--- START OF DATASET SECTION ---

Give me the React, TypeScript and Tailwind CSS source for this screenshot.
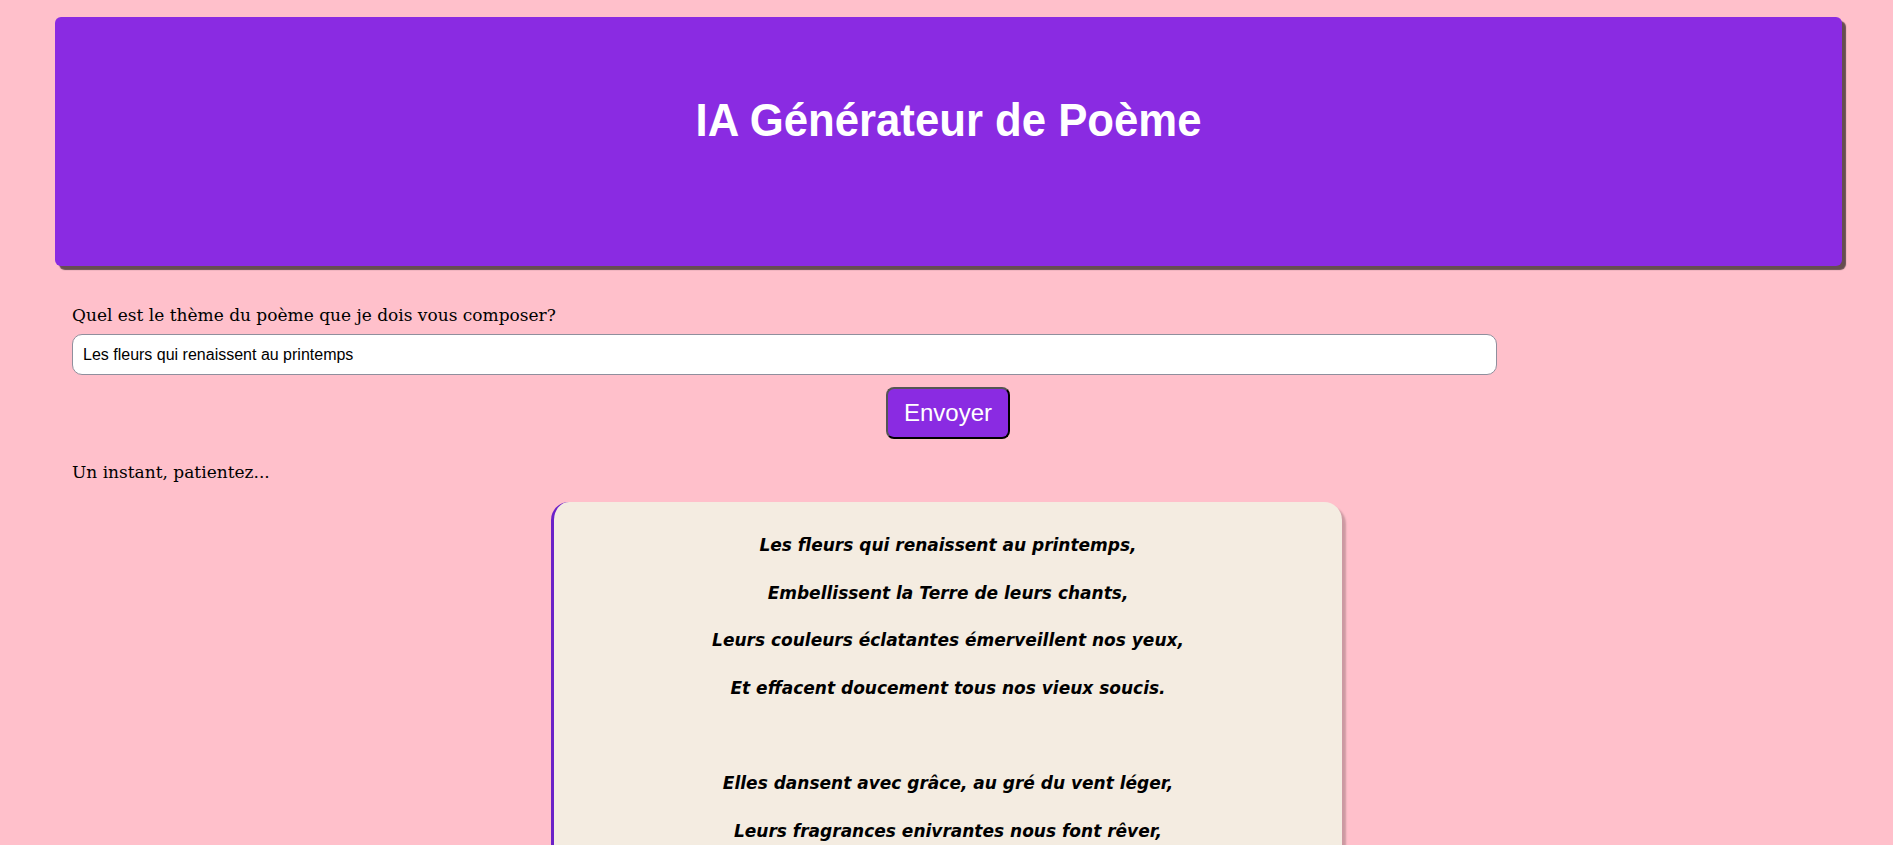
const poemLines = [
  "Les fleurs qui renaissent au printemps,",
  "Embellissent la Terre de leurs chants,",
  "Leurs couleurs éclatantes émerveillent nos yeux,",
  "Et effacent doucement tous nos vieux soucis.",
  "",
  "Elles dansent avec grâce, au gré du vent léger,",
  "Leurs fragrances enivrantes nous font rêver,",
  "Et dans chaque pétale, la vie se renouvelle,",
  "Promesse d'un été aux couleurs éternelles.",
];

export default function App() {
  return (
    <div className="h-screen overflow-hidden bg-[#ffc0cb] pt-[17px]">
      <header className="ml-[55px] mr-[51px] h-[249px] rounded-md bg-[#8a2be2] pt-[76px] shadow-[4px_4px_1px_rgba(0,0,0,0.6)]">
        {/* narrow bold face isn't installed, so squeeze Liberation Sans a bit */}
        <h1 className="scale-x-[0.95] text-center font-['Liberation_Sans',Arial,sans-serif] text-[46px] font-bold leading-[54px] text-white">
          IA Générateur de Poème
        </h1>
      </header>

      <main className="px-[72px]">
        <label
          htmlFor="theme"
          className="mt-[37px] block font-['DejaVu_Serif','Liberation_Serif',serif] text-[17px] leading-[24px] text-black"
        >
          Quel est le thème du poème que je dois vous composer?
        </label>
        <input
          id="theme"
          defaultValue="Les fleurs qui renaissent au printemps"
          className="mt-[7px] block h-[41px] w-[1425px] rounded-[10px] border border-[#8f8f9d] bg-white px-[10px] font-['Liberation_Sans',Arial,sans-serif] text-[16px] text-black outline-none"
        />

        <div className="mt-[12px] flex justify-center pl-[3px]">
          <button className="h-[52px] w-[124px] rounded-lg border-2 border-[#555] border-b-black border-r-black bg-[#8a2be2] font-['Liberation_Sans',Arial,sans-serif] text-[24px] text-white">
            Envoyer
          </button>
        </div>

        <p className="mt-[21px] font-['DejaVu_Serif','Liberation_Serif',serif] text-[17px] leading-[24px] text-black">
          Un instant, patientez...
        </p>

        <div className="mt-[18px] flex justify-center">
          <div className="w-[791px] rounded-[18px] border-l-[3px] border-[#6b21c8] bg-[#f4ece1] pt-[20px] pb-6 shadow-[4px_4px_2px_rgba(0,0,0,0.2)]">
            {poemLines.map((line, i) => (
              <div
                key={i}
                className="h-[47.6px] text-center font-['Comic_Sans_MS','DejaVu_Sans',sans-serif] text-[17px] font-bold italic leading-[47.6px] text-black"
              >
                {line}
              </div>
            ))}
          </div>
        </div>
      </main>
    </div>
  );
}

--- END OF DATASET SECTION ---

*EXERCISE*: Every line above should be repeated exactly; pictures stay out of the copy.

*EXERCISE ANSWER*:
Give me the React, TypeScript and Tailwind CSS source for this screenshot.
const poemLines = [
  "Les fleurs qui renaissent au printemps,",
  "Embellissent la Terre de leurs chants,",
  "Leurs couleurs éclatantes émerveillent nos yeux,",
  "Et effacent doucement tous nos vieux soucis.",
  "",
  "Elles dansent avec grâce, au gré du vent léger,",
  "Leurs fragrances enivrantes nous font rêver,",
  "Et dans chaque pétale, la vie se renouvelle,",
  "Promesse d'un été aux couleurs éternelles.",
];

export default function App() {
  return (
    <div className="h-screen overflow-hidden bg-[#ffc0cb] pt-[17px]">
      <header className="ml-[55px] mr-[51px] h-[249px] rounded-md bg-[#8a2be2] pt-[76px] shadow-[4px_4px_1px_rgba(0,0,0,0.6)]">
        {/* narrow bold face isn't installed, so squeeze Liberation Sans a bit */}
        <h1 className="scale-x-[0.95] text-center font-['Liberation_Sans',Arial,sans-serif] text-[46px] font-bold leading-[54px] text-white">
          IA Générateur de Poème
        </h1>
      </header>

      <main className="px-[72px]">
        <label
          htmlFor="theme"
          className="mt-[37px] block font-['DejaVu_Serif','Liberation_Serif',serif] text-[17px] leading-[24px] text-black"
        >
          Quel est le thème du poème que je dois vous composer?
        </label>
        <input
          id="theme"
          defaultValue="Les fleurs qui renaissent au printemps"
          className="mt-[7px] block h-[41px] w-[1425px] rounded-[10px] border border-[#8f8f9d] bg-white px-[10px] font-['Liberation_Sans',Arial,sans-serif] text-[16px] text-black outline-none"
        />

        <div className="mt-[12px] flex justify-center pl-[3px]">
          <button className="h-[52px] w-[124px] rounded-lg border-2 border-[#555] border-b-black border-r-black bg-[#8a2be2] font-['Liberation_Sans',Arial,sans-serif] text-[24px] text-white">
            Envoyer
          </button>
        </div>

        <p className="mt-[21px] font-['DejaVu_Serif','Liberation_Serif',serif] text-[17px] leading-[24px] text-black">
          Un instant, patientez...
        </p>

        <div className="mt-[18px] flex justify-center">
          <div className="w-[791px] rounded-[18px] border-l-[3px] border-[#6b21c8] bg-[#f4ece1] pt-[20px] pb-6 shadow-[4px_4px_2px_rgba(0,0,0,0.2)]">
            {poemLines.map((line, i) => (
              <div
                key={i}
                className="h-[47.6px] text-center font-['Comic_Sans_MS','DejaVu_Sans',sans-serif] text-[17px] font-bold italic leading-[47.6px] text-black"
              >
                {line}
              </div>
            ))}
          </div>
        </div>
      </main>
    </div>
  );
}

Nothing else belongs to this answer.